### [GOAL]
Could the lines from the start of the data through the line with "the window ---------- */" be set down exactly, with no pictures among them?

....................

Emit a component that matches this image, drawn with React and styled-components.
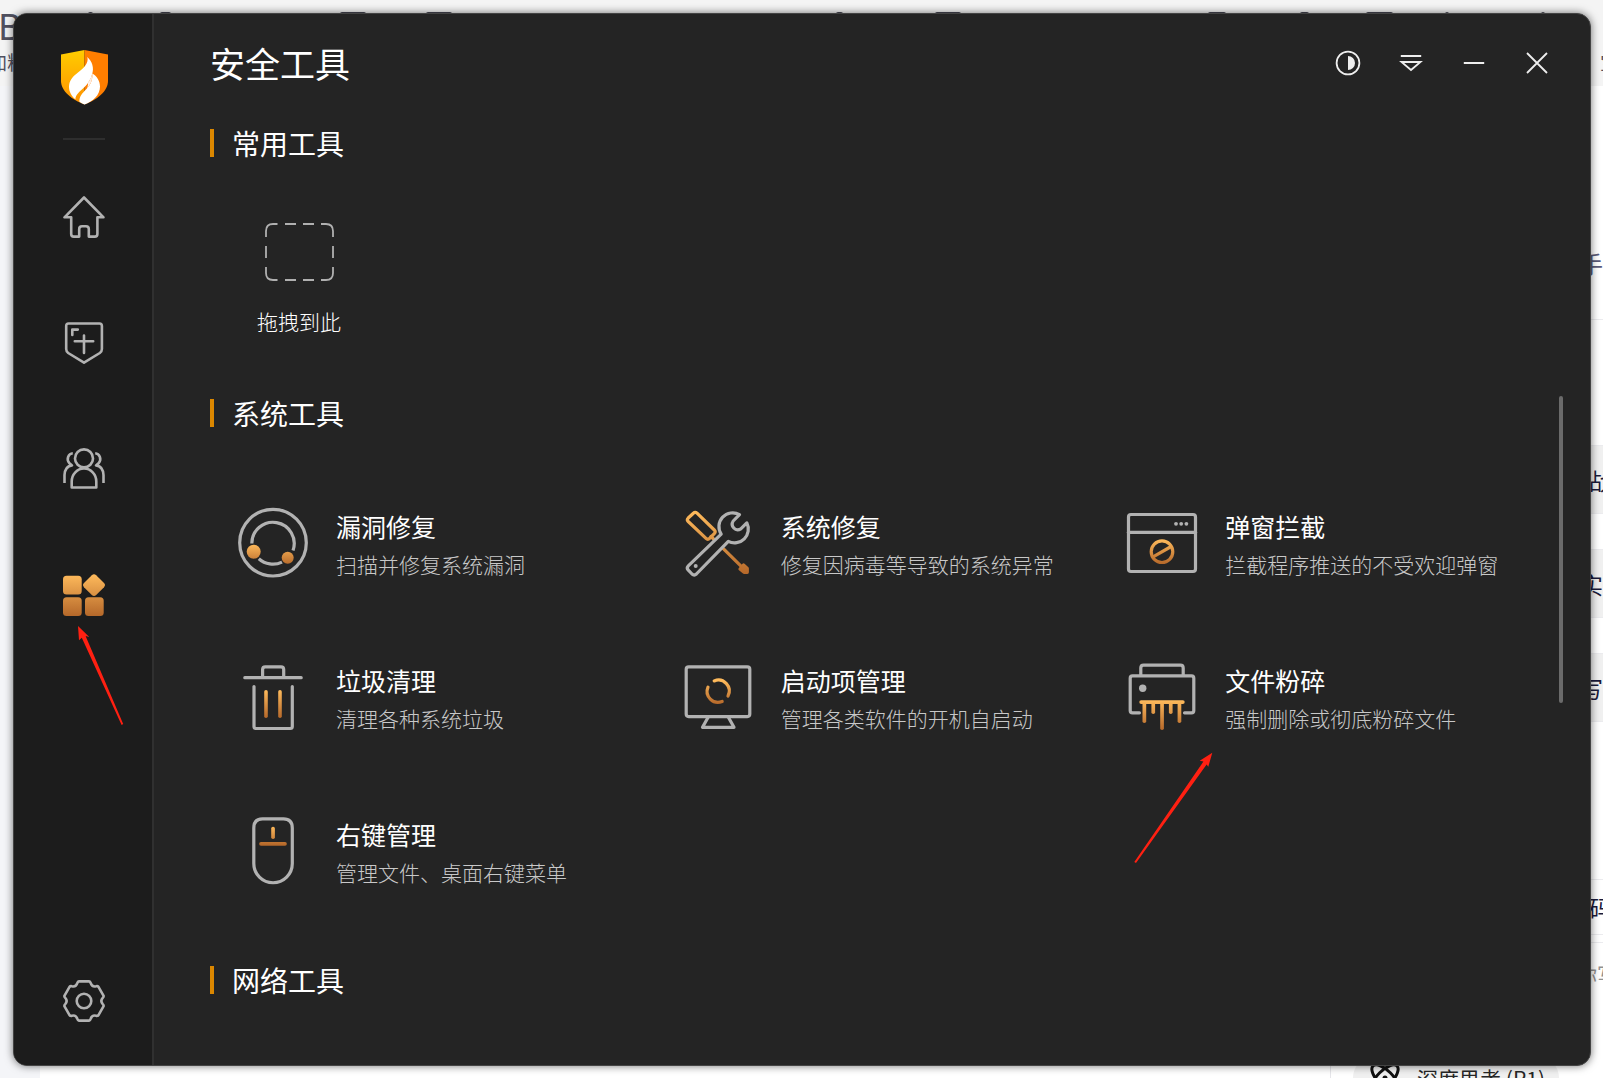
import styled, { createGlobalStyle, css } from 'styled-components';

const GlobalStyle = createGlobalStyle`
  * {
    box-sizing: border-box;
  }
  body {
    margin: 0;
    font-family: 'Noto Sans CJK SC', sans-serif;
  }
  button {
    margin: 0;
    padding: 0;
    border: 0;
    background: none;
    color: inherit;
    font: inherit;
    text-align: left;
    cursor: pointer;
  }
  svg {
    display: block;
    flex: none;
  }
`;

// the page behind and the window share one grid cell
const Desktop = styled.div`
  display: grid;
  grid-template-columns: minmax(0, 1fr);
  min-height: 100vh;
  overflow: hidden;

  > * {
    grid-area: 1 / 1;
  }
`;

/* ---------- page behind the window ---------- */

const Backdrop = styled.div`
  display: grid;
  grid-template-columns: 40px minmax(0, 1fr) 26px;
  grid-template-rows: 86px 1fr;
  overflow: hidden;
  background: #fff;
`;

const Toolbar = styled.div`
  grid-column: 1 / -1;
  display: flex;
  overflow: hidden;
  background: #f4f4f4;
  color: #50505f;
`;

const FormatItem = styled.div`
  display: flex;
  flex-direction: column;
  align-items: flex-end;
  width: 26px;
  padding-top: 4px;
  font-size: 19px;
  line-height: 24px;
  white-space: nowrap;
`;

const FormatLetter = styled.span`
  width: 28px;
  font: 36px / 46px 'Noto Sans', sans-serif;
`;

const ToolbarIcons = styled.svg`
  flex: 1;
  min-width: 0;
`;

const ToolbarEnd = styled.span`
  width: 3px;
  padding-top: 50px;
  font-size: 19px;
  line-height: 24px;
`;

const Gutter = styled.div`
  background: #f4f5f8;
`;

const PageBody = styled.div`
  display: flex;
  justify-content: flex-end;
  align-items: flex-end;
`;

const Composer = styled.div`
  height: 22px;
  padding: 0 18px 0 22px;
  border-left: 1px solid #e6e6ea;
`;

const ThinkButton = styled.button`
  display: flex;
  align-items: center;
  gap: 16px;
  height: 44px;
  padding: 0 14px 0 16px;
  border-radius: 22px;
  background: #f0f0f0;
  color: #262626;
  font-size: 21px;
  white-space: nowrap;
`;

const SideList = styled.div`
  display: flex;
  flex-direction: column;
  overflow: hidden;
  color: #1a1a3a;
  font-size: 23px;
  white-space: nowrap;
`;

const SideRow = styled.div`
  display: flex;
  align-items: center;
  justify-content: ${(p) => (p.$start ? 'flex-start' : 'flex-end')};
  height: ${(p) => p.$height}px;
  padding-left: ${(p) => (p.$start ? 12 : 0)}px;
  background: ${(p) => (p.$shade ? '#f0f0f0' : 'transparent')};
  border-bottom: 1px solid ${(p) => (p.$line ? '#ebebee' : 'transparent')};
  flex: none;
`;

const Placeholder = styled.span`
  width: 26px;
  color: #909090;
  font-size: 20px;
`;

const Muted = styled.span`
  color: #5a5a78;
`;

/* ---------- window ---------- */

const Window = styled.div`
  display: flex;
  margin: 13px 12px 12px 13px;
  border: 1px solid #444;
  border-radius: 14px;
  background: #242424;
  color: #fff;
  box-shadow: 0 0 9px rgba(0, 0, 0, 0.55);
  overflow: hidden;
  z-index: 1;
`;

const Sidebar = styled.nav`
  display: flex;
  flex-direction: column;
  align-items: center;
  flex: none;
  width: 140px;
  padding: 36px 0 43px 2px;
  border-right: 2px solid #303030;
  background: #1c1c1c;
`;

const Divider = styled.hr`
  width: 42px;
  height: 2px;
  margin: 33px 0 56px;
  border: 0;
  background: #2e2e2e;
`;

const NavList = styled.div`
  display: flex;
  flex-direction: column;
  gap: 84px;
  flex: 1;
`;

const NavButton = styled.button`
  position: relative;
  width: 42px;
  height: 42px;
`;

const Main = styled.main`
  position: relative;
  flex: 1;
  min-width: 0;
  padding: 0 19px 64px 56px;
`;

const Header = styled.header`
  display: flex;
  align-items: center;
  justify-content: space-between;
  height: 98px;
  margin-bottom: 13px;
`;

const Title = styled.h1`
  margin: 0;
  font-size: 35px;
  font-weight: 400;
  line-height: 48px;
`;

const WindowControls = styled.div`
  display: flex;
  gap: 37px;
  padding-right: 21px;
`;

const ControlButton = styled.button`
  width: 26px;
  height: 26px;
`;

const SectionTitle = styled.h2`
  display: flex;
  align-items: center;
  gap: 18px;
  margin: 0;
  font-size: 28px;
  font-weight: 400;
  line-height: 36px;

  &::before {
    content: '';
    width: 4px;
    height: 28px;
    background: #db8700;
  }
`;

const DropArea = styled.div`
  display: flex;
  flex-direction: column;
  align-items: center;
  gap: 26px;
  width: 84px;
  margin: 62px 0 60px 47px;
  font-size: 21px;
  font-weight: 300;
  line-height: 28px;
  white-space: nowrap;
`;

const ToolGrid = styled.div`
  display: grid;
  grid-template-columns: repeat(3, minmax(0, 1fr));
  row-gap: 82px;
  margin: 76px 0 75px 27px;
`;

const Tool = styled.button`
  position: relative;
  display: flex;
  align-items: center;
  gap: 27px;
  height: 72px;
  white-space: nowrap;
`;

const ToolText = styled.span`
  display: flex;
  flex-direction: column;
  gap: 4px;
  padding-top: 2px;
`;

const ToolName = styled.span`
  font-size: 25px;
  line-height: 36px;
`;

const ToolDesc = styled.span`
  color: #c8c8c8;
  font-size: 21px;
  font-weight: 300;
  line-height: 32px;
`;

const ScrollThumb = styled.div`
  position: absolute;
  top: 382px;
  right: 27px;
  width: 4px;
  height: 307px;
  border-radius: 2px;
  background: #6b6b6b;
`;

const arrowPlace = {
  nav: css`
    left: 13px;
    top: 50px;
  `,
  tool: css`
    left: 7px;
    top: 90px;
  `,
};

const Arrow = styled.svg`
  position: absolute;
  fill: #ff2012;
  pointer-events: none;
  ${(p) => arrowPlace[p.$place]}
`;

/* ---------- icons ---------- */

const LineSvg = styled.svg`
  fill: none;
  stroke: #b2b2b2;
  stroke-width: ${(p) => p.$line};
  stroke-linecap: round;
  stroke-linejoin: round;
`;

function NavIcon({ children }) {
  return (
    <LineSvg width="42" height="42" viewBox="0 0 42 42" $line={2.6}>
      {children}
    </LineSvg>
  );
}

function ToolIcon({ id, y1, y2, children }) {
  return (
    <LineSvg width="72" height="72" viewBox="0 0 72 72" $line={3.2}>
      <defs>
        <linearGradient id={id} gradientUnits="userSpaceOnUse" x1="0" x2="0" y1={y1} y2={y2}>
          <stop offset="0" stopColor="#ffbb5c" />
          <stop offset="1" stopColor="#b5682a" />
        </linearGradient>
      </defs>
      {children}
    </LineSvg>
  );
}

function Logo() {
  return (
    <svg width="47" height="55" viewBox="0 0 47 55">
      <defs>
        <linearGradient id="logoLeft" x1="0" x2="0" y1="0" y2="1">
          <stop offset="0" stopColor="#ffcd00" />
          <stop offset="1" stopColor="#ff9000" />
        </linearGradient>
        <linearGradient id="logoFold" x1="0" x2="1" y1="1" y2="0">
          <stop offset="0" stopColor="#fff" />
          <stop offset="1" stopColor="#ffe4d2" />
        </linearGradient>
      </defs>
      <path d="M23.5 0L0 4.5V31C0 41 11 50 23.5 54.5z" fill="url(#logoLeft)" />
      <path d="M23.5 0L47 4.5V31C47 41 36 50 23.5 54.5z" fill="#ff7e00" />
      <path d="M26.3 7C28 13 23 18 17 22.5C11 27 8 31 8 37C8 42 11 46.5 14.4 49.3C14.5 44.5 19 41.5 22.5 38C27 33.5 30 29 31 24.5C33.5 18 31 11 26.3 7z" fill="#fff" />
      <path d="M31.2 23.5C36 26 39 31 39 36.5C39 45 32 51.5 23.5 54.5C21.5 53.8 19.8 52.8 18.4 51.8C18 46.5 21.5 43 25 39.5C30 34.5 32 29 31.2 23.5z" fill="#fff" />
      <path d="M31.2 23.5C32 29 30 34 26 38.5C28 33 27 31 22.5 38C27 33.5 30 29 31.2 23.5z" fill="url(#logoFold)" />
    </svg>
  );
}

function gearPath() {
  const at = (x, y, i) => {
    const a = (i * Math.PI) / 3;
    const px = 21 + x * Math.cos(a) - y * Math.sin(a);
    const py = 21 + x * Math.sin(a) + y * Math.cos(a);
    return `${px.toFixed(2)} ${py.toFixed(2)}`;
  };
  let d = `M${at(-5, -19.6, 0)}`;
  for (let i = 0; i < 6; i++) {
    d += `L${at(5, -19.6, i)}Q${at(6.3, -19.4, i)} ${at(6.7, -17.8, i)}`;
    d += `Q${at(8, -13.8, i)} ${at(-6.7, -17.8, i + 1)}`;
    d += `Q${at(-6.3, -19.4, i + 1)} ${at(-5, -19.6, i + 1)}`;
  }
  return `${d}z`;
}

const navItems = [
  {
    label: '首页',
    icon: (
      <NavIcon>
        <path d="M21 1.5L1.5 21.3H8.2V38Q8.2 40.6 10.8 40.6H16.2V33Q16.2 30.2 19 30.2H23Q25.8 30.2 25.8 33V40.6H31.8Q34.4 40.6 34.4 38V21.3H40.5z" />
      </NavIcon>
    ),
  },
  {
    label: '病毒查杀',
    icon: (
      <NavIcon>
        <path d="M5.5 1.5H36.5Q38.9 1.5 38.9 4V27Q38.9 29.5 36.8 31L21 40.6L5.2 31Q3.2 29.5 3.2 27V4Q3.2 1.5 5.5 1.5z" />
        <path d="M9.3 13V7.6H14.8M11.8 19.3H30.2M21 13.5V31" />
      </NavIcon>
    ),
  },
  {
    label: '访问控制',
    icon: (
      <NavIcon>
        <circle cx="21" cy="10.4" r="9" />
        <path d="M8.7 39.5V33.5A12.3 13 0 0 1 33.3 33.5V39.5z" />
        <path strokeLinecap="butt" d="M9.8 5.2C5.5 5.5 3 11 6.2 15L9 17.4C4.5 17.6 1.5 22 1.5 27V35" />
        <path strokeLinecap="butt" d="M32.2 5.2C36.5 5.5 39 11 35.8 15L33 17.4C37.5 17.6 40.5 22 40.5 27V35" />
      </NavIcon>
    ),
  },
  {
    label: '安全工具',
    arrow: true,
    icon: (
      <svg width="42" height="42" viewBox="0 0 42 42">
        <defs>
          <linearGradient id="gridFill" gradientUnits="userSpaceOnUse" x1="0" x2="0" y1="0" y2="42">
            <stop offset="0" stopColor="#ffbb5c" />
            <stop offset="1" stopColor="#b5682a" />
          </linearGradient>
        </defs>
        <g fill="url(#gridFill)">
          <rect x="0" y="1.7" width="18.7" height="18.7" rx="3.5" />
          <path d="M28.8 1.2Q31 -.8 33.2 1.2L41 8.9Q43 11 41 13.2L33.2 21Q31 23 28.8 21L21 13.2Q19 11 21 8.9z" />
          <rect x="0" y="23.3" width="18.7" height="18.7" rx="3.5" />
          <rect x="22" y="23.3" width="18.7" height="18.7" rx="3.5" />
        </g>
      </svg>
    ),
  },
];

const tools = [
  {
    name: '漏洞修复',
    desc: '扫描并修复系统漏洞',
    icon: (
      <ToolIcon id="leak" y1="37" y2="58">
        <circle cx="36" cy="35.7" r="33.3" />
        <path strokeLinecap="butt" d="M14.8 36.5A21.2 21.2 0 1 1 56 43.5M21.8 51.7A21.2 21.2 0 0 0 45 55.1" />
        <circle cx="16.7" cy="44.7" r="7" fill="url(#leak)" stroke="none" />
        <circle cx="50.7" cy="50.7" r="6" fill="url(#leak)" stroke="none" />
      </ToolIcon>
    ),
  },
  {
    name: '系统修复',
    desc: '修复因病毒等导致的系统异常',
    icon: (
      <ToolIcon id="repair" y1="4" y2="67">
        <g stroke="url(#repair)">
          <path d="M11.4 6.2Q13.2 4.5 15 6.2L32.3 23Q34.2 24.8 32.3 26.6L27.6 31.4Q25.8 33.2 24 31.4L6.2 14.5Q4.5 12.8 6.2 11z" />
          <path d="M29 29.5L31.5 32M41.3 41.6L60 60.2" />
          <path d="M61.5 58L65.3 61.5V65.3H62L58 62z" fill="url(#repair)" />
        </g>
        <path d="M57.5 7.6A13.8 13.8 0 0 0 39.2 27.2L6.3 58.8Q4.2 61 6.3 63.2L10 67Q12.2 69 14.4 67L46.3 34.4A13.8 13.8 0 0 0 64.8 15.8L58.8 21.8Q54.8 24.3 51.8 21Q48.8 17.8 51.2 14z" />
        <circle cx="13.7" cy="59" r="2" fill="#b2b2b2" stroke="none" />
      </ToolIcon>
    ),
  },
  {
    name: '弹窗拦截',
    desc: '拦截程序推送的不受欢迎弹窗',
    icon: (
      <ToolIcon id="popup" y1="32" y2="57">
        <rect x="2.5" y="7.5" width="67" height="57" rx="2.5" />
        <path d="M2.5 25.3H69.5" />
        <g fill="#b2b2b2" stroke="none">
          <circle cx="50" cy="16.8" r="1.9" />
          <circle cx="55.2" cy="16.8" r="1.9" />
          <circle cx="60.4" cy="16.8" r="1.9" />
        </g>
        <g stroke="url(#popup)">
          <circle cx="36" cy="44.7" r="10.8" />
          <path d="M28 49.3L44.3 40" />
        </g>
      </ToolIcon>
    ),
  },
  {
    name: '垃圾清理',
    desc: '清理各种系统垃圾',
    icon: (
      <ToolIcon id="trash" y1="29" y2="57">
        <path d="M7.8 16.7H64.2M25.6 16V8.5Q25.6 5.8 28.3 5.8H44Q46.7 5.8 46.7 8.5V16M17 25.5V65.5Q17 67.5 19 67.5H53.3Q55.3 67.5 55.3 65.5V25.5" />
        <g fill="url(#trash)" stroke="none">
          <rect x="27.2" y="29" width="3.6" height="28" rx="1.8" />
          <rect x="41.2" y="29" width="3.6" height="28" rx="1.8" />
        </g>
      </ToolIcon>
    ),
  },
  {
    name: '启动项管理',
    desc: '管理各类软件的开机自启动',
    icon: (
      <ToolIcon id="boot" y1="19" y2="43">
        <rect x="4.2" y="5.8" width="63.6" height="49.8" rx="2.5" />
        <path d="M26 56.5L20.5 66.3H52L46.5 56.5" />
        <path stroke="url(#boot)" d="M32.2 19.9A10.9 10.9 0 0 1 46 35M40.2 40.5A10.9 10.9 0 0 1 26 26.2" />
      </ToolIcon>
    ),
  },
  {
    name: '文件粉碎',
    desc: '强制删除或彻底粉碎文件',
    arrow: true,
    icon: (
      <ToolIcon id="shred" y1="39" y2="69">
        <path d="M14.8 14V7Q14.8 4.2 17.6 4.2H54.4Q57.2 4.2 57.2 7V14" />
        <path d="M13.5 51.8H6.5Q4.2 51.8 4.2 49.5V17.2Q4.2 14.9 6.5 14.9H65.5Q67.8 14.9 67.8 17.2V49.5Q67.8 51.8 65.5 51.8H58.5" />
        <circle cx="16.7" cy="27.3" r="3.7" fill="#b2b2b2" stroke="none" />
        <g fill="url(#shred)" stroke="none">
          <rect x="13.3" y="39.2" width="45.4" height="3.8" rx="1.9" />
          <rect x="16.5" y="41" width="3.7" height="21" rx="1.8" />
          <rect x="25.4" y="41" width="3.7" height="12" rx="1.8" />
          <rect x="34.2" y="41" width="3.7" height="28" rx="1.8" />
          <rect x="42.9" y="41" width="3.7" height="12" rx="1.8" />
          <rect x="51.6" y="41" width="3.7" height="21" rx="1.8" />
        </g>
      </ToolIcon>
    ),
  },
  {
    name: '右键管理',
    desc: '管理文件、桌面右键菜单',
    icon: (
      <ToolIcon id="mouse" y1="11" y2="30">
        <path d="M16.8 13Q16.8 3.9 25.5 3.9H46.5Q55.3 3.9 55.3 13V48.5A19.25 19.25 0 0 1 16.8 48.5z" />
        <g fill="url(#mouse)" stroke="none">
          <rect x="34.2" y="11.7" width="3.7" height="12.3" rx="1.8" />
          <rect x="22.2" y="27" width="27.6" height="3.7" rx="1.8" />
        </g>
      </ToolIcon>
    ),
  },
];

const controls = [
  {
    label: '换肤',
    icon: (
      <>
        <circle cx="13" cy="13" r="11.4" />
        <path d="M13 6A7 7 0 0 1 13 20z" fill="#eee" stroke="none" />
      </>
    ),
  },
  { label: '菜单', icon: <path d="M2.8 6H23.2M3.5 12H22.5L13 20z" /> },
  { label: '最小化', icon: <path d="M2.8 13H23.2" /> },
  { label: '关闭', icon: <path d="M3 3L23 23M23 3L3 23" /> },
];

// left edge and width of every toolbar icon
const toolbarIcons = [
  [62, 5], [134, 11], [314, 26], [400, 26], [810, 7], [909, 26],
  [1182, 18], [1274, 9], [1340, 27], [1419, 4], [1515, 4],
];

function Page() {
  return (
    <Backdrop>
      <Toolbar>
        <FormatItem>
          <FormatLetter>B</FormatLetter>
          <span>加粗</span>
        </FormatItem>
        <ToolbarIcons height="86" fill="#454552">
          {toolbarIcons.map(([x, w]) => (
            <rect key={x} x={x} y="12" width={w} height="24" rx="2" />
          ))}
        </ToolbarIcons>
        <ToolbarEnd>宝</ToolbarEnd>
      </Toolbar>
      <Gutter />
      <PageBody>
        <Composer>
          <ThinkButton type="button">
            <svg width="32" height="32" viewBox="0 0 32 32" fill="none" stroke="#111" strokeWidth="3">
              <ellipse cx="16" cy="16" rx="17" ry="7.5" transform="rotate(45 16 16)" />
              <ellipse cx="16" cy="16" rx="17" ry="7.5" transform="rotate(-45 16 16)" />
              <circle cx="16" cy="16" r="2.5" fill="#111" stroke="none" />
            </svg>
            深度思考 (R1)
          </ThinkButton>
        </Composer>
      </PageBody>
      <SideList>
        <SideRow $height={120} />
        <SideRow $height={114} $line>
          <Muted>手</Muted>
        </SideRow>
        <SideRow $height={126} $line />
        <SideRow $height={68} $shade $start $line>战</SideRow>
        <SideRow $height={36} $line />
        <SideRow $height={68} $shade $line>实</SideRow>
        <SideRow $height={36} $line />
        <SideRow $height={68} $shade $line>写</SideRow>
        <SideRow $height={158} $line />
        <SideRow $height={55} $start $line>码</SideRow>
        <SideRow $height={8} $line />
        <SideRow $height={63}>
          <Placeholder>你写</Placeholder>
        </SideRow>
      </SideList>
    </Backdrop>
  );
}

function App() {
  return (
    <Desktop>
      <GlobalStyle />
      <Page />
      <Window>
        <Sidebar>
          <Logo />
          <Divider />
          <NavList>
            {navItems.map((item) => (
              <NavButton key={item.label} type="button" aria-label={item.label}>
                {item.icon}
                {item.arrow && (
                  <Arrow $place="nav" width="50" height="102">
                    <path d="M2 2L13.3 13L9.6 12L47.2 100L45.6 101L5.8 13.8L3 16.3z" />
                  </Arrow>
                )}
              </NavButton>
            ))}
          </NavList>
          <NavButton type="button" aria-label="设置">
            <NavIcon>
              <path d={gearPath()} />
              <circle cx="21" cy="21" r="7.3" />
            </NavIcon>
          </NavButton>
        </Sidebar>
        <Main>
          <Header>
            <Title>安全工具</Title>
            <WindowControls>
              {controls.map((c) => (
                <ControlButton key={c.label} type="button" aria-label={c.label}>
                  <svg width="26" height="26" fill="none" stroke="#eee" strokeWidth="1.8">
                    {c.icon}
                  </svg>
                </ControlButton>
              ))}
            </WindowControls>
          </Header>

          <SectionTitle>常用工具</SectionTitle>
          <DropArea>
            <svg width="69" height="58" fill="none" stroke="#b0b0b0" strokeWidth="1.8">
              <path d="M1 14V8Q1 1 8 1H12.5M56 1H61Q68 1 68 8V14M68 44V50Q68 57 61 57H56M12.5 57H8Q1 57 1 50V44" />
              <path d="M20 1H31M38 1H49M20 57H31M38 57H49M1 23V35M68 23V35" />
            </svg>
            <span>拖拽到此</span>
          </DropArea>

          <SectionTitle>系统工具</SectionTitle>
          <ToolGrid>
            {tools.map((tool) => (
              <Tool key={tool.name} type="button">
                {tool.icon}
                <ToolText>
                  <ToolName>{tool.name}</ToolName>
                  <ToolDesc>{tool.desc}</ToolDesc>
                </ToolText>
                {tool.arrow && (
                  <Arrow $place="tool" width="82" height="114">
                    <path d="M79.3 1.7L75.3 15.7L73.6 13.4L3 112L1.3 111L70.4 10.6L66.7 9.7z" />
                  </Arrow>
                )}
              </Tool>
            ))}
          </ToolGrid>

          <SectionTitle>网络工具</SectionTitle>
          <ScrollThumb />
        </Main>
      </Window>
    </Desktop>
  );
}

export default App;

....................

### [FINAL ANSWER]
Emit a component that matches this image, drawn with React and styled-components.
import styled, { createGlobalStyle, css } from 'styled-components';

const GlobalStyle = createGlobalStyle`
  * {
    box-sizing: border-box;
  }
  body {
    margin: 0;
    font-family: 'Noto Sans CJK SC', sans-serif;
  }
  button {
    margin: 0;
    padding: 0;
    border: 0;
    background: none;
    color: inherit;
    font: inherit;
    text-align: left;
    cursor: pointer;
  }
  svg {
    display: block;
    flex: none;
  }
`;

// the page behind and the window share one grid cell
const Desktop = styled.div`
  display: grid;
  grid-template-columns: minmax(0, 1fr);
  min-height: 100vh;
  overflow: hidden;

  > * {
    grid-area: 1 / 1;
  }
`;

/* ---------- page behind the window ---------- */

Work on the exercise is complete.